Copy every line of the data that includes the string "code".
— BEGIN —
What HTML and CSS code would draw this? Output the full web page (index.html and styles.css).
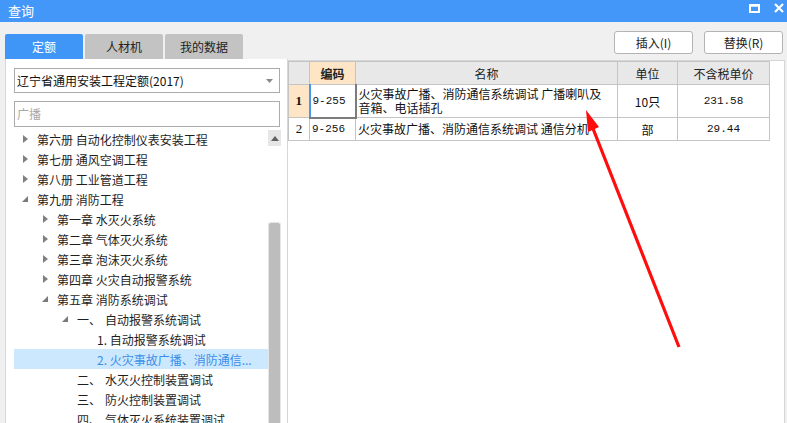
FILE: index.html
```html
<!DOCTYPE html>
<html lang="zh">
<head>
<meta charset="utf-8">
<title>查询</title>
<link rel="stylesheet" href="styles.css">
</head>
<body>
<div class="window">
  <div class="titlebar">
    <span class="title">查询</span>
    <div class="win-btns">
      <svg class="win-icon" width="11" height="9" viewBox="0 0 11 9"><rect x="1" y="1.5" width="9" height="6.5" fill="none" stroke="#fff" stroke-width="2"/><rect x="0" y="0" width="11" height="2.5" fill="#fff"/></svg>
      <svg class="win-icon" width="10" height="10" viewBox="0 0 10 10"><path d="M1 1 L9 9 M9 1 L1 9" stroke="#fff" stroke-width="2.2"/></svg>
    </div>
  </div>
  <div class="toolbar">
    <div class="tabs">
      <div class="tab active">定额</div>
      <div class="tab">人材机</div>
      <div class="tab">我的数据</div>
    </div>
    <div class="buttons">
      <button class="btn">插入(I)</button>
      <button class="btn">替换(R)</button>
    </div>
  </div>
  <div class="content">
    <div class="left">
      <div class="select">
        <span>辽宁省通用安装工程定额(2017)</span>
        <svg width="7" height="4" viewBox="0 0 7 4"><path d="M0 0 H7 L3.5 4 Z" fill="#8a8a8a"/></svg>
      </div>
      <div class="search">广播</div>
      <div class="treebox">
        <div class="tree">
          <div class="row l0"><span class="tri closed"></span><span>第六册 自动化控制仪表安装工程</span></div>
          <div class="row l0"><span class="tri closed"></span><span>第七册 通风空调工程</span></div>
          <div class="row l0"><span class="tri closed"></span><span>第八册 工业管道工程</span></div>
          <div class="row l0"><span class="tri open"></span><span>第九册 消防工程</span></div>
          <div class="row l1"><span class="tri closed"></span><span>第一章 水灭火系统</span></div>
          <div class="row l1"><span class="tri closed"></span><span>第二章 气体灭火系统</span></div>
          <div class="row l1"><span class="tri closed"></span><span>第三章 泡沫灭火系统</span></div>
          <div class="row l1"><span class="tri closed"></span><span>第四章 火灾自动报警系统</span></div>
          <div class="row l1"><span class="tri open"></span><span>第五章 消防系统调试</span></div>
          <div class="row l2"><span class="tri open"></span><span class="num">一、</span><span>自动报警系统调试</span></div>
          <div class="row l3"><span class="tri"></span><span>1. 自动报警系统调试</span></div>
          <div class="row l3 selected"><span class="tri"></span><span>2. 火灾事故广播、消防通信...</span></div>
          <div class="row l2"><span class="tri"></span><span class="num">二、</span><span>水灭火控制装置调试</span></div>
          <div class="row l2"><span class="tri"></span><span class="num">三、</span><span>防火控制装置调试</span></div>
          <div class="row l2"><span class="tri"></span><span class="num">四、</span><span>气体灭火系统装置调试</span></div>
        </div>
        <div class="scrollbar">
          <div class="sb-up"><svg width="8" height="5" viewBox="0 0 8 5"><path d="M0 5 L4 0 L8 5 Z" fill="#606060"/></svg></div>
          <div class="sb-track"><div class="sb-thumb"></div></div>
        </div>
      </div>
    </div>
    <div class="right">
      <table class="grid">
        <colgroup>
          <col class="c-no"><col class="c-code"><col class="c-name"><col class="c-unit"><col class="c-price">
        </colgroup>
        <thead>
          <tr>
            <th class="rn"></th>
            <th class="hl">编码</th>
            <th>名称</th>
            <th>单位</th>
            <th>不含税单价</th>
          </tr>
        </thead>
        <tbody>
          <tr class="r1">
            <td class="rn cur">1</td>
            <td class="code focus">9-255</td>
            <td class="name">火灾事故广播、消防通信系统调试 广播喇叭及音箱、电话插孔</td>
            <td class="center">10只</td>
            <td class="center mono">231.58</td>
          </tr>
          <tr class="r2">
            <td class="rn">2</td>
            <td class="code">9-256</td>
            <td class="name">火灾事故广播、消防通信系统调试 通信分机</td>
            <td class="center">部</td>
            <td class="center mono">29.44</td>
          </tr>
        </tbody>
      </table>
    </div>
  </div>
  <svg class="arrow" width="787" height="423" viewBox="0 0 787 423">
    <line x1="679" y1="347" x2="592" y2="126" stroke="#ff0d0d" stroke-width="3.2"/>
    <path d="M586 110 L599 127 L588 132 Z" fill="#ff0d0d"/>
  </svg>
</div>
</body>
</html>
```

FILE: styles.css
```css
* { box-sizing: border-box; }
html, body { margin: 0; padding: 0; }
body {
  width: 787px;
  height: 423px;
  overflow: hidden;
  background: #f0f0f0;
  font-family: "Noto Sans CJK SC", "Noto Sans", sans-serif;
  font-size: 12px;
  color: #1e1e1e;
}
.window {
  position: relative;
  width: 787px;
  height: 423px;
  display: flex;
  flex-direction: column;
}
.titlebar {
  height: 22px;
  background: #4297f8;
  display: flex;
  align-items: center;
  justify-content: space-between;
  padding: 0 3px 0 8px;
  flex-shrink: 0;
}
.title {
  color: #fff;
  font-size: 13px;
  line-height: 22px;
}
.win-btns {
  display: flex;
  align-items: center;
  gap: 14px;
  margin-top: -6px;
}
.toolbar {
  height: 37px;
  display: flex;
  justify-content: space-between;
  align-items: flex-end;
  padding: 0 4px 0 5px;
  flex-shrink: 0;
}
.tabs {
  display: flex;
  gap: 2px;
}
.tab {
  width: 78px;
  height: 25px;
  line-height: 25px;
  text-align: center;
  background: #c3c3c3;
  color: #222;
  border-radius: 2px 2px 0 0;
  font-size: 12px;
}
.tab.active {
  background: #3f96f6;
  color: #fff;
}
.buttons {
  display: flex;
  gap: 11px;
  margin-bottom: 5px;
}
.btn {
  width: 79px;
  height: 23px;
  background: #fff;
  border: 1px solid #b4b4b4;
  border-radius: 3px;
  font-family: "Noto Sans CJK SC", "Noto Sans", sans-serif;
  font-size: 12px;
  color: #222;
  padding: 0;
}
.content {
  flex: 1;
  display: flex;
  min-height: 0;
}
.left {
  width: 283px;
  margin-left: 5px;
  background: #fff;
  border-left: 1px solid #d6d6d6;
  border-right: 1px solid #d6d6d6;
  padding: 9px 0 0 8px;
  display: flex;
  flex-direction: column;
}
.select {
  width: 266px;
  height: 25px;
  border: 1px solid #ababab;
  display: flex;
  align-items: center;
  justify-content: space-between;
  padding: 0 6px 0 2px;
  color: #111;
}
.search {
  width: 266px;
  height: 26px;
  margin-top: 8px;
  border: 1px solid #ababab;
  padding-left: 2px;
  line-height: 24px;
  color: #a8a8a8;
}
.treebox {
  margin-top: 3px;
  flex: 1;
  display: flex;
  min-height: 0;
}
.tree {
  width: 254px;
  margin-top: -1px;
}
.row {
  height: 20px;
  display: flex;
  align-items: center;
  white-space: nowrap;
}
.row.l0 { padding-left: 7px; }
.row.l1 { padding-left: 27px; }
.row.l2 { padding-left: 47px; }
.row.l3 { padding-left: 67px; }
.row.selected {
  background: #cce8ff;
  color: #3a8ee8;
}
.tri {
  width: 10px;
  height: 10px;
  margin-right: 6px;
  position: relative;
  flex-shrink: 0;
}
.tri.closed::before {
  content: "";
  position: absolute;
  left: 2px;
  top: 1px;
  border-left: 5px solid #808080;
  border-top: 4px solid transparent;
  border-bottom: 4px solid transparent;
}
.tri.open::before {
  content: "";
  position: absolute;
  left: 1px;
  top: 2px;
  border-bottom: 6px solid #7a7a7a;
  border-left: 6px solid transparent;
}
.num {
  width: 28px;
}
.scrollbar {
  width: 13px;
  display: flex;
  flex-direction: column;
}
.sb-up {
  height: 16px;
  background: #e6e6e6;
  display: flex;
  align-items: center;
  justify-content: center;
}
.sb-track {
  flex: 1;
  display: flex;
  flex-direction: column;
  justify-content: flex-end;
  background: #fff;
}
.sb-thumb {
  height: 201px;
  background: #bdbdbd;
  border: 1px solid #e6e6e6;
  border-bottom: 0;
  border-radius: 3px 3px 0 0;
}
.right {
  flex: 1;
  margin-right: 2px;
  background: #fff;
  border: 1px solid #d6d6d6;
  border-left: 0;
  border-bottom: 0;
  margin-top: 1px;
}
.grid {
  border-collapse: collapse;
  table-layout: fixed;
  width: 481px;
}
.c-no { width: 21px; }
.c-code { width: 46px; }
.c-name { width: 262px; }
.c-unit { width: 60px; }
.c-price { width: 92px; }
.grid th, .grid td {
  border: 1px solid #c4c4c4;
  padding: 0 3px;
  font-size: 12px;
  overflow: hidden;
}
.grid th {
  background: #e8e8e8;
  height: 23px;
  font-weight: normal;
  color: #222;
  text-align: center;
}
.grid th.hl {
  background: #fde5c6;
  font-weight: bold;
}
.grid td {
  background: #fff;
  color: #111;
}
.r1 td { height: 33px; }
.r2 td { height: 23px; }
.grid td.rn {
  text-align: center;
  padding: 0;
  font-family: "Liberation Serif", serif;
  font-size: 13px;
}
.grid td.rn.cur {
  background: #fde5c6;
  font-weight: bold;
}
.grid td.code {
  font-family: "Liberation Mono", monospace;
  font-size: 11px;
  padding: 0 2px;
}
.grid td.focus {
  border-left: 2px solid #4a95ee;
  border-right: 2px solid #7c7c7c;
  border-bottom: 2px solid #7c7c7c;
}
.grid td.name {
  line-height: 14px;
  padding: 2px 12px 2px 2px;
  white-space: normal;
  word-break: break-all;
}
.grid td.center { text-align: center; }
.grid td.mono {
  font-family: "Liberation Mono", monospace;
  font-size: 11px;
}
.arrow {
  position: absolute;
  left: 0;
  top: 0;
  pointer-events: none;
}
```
— END —
— BEGIN —
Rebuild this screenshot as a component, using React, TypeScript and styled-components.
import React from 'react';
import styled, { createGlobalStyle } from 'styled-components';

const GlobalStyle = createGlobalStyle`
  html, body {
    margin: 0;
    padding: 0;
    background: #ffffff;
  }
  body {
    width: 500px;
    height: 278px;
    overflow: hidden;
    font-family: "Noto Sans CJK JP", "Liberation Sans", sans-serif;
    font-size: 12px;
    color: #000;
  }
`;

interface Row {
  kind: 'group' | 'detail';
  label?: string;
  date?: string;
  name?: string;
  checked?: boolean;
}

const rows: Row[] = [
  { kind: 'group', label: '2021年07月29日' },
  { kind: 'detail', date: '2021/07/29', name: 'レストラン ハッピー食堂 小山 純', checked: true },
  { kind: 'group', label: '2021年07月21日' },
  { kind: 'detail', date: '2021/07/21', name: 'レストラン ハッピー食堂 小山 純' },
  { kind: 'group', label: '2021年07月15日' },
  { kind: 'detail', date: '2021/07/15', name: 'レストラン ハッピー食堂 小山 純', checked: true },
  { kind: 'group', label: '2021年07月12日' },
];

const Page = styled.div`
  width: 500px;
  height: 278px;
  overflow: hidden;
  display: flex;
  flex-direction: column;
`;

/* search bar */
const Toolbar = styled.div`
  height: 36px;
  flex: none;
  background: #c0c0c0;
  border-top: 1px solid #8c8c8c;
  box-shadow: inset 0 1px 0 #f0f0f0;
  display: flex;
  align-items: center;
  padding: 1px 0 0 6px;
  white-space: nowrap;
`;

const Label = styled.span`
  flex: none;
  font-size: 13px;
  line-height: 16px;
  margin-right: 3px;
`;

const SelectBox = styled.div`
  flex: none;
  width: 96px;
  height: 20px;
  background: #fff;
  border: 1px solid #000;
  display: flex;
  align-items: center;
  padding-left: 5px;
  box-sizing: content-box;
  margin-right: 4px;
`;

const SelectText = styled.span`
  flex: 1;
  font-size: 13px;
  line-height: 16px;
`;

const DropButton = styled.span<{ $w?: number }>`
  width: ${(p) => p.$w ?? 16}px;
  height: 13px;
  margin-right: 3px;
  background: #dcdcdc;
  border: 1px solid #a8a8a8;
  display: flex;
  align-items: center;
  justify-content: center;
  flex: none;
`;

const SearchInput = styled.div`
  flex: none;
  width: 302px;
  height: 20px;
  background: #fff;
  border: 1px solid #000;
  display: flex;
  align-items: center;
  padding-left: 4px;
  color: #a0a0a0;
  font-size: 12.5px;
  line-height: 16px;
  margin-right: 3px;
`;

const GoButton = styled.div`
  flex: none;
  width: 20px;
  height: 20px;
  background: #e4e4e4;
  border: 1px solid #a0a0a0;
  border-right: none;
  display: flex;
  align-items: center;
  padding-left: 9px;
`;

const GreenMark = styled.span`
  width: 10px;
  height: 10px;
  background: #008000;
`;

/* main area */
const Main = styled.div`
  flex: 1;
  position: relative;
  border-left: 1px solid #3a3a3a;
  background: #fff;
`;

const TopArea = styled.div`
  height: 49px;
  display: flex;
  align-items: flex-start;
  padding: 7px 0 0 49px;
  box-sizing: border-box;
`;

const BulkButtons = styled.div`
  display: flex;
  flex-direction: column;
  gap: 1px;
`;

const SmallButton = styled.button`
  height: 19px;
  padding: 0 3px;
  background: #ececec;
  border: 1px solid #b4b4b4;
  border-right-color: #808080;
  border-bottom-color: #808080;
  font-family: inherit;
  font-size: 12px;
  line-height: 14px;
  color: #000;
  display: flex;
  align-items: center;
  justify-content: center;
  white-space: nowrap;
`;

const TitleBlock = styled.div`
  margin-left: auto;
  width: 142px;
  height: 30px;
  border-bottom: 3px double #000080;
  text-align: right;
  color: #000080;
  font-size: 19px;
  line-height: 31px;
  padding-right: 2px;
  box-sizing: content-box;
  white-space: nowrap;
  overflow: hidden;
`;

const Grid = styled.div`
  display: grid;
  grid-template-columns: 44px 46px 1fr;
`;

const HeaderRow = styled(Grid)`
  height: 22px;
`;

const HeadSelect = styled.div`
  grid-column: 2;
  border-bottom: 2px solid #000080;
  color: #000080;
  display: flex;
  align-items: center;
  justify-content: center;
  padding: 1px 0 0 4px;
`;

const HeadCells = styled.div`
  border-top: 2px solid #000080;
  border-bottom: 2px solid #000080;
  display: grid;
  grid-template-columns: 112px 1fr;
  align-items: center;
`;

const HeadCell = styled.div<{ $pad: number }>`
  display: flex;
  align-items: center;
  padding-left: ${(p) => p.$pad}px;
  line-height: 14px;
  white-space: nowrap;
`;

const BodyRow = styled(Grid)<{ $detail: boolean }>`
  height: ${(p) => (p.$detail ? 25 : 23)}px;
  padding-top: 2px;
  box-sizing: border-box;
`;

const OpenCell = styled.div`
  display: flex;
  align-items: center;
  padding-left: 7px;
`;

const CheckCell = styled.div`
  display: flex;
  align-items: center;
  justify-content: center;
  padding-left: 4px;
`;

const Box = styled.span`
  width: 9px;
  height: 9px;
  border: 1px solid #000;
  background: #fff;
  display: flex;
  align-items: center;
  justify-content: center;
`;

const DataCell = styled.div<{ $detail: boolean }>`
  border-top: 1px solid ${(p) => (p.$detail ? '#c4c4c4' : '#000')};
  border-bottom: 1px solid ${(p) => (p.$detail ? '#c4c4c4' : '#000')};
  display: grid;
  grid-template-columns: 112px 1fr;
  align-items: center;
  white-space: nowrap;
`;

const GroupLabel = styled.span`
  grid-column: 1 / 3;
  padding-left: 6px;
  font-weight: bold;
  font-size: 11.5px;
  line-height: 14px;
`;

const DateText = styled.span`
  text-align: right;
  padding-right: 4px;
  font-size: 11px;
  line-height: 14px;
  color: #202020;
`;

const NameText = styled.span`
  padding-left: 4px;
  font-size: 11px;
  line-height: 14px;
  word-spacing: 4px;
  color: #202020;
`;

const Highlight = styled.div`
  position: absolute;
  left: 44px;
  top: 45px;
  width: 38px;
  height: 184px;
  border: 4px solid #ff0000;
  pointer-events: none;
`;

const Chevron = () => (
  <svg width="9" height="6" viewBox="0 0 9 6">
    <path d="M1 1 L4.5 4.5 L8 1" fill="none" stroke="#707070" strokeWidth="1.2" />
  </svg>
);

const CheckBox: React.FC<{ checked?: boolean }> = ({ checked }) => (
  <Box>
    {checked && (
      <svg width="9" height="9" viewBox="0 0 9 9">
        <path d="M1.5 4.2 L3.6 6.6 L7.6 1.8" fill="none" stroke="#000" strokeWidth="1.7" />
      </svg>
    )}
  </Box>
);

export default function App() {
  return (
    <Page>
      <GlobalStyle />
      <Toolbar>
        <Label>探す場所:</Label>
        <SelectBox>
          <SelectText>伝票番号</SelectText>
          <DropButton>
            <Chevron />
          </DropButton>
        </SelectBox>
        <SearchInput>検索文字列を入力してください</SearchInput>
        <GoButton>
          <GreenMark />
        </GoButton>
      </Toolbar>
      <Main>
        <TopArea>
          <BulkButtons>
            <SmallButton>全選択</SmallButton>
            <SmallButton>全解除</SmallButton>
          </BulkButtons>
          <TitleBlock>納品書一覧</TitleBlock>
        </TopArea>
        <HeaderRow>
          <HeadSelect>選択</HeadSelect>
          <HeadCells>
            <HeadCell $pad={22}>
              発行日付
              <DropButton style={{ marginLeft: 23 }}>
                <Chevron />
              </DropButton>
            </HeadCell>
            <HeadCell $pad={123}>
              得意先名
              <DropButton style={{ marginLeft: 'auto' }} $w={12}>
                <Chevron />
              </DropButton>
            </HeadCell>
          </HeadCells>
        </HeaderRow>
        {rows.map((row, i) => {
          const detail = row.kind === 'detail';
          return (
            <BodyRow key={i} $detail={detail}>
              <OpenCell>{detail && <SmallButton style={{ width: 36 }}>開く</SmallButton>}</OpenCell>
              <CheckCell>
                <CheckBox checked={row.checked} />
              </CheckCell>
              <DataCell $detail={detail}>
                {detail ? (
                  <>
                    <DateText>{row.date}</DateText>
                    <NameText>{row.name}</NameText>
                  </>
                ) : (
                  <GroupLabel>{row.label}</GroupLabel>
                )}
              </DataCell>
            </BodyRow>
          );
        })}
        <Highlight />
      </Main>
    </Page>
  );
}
— END —
— BEGIN —
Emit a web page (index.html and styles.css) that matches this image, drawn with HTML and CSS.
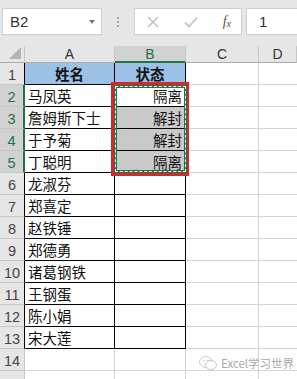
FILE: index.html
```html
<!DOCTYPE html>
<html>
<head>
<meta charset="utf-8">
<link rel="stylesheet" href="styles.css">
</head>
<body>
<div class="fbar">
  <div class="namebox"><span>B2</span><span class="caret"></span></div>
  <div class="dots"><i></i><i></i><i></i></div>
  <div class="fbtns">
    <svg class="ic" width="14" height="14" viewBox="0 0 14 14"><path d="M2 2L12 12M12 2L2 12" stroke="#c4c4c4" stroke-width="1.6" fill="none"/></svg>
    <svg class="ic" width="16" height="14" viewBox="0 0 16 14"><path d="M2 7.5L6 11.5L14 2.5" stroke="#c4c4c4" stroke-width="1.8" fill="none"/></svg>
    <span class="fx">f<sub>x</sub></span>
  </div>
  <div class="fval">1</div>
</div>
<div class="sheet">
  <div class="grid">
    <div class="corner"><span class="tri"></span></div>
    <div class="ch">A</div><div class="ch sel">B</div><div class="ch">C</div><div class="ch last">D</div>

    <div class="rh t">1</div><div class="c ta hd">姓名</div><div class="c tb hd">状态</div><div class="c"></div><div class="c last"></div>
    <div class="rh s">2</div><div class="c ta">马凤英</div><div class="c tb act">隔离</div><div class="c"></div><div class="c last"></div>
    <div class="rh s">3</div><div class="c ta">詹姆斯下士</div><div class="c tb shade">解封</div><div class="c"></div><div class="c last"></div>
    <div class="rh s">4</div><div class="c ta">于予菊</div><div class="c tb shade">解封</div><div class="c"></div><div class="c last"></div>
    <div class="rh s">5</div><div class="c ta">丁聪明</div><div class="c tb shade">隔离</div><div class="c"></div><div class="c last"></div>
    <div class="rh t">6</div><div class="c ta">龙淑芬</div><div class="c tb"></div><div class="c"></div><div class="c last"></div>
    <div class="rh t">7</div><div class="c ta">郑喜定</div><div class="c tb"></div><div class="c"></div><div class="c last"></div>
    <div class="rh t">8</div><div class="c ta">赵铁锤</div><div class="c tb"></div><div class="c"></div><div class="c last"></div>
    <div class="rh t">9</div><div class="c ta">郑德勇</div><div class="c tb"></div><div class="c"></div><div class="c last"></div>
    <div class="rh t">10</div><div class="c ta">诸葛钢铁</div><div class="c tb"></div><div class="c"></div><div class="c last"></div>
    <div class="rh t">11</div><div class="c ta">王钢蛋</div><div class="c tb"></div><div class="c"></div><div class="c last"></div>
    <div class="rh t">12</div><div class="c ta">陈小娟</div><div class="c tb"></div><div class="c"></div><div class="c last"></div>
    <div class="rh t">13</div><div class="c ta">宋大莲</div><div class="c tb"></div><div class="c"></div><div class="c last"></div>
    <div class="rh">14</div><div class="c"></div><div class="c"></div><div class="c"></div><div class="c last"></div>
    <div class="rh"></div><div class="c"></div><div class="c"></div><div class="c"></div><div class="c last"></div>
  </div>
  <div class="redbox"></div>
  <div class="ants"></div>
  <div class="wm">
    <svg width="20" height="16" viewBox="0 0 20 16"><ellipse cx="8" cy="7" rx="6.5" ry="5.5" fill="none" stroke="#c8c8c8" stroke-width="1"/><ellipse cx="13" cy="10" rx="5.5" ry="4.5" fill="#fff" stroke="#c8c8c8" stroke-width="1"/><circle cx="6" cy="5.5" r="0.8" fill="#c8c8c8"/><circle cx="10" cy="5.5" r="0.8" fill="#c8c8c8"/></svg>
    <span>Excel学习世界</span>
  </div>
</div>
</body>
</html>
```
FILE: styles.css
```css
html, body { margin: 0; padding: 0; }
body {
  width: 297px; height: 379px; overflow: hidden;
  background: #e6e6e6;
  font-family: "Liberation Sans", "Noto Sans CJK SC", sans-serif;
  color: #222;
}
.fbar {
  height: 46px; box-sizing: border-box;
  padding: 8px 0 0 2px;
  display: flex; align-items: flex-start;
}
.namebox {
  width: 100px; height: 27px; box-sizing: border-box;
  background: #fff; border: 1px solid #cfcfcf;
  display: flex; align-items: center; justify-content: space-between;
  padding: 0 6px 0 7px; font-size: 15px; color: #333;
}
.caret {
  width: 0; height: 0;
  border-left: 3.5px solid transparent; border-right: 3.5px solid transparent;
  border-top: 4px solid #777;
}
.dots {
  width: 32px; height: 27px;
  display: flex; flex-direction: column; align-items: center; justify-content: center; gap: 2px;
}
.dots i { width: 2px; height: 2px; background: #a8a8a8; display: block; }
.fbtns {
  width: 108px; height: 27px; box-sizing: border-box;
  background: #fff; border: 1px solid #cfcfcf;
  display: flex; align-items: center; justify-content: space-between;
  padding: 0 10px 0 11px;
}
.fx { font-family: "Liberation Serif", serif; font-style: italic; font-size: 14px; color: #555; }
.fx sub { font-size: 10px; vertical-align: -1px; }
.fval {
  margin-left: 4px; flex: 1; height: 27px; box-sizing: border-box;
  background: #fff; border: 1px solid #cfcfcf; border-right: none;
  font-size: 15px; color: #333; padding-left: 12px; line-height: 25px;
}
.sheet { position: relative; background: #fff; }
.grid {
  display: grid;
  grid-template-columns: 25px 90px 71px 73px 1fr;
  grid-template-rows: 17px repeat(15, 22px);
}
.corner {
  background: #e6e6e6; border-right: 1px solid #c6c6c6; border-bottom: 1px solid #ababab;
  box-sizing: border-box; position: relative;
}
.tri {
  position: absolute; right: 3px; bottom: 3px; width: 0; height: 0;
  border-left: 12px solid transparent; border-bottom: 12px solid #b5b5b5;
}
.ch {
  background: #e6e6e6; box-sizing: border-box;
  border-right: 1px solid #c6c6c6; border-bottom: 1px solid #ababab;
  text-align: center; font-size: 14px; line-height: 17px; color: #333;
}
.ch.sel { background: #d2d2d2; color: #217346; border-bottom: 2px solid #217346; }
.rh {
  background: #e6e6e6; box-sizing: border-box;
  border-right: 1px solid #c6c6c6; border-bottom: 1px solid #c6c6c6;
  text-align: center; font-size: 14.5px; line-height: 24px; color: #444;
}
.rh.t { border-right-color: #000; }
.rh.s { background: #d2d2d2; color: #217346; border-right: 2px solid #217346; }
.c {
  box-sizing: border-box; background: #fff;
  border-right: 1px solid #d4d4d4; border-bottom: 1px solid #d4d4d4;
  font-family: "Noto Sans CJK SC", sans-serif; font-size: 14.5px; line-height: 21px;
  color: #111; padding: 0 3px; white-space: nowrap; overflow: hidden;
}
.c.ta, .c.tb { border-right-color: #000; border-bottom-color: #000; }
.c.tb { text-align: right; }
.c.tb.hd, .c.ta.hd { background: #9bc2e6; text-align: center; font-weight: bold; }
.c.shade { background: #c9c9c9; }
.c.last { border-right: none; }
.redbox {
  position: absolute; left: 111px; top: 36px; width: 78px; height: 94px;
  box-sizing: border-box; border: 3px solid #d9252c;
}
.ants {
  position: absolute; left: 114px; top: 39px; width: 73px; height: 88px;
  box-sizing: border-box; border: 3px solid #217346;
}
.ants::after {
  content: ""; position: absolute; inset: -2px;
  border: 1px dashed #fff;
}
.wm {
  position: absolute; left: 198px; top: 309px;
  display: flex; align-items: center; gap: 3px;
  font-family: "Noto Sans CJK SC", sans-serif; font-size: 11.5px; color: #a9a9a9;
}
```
— END —
FULL RESPONSE:
What HTML and CSS code would draw this? Output the full web page (index.html and styles.css).
          <col class="c-no"><col class="c-code"><col class="c-name"><col class="c-unit"><col class="c-price">
            <td class="code focus">9-255</td>
            <td class="code">9-256</td>
.c-code { width: 46px; }
.grid td.code {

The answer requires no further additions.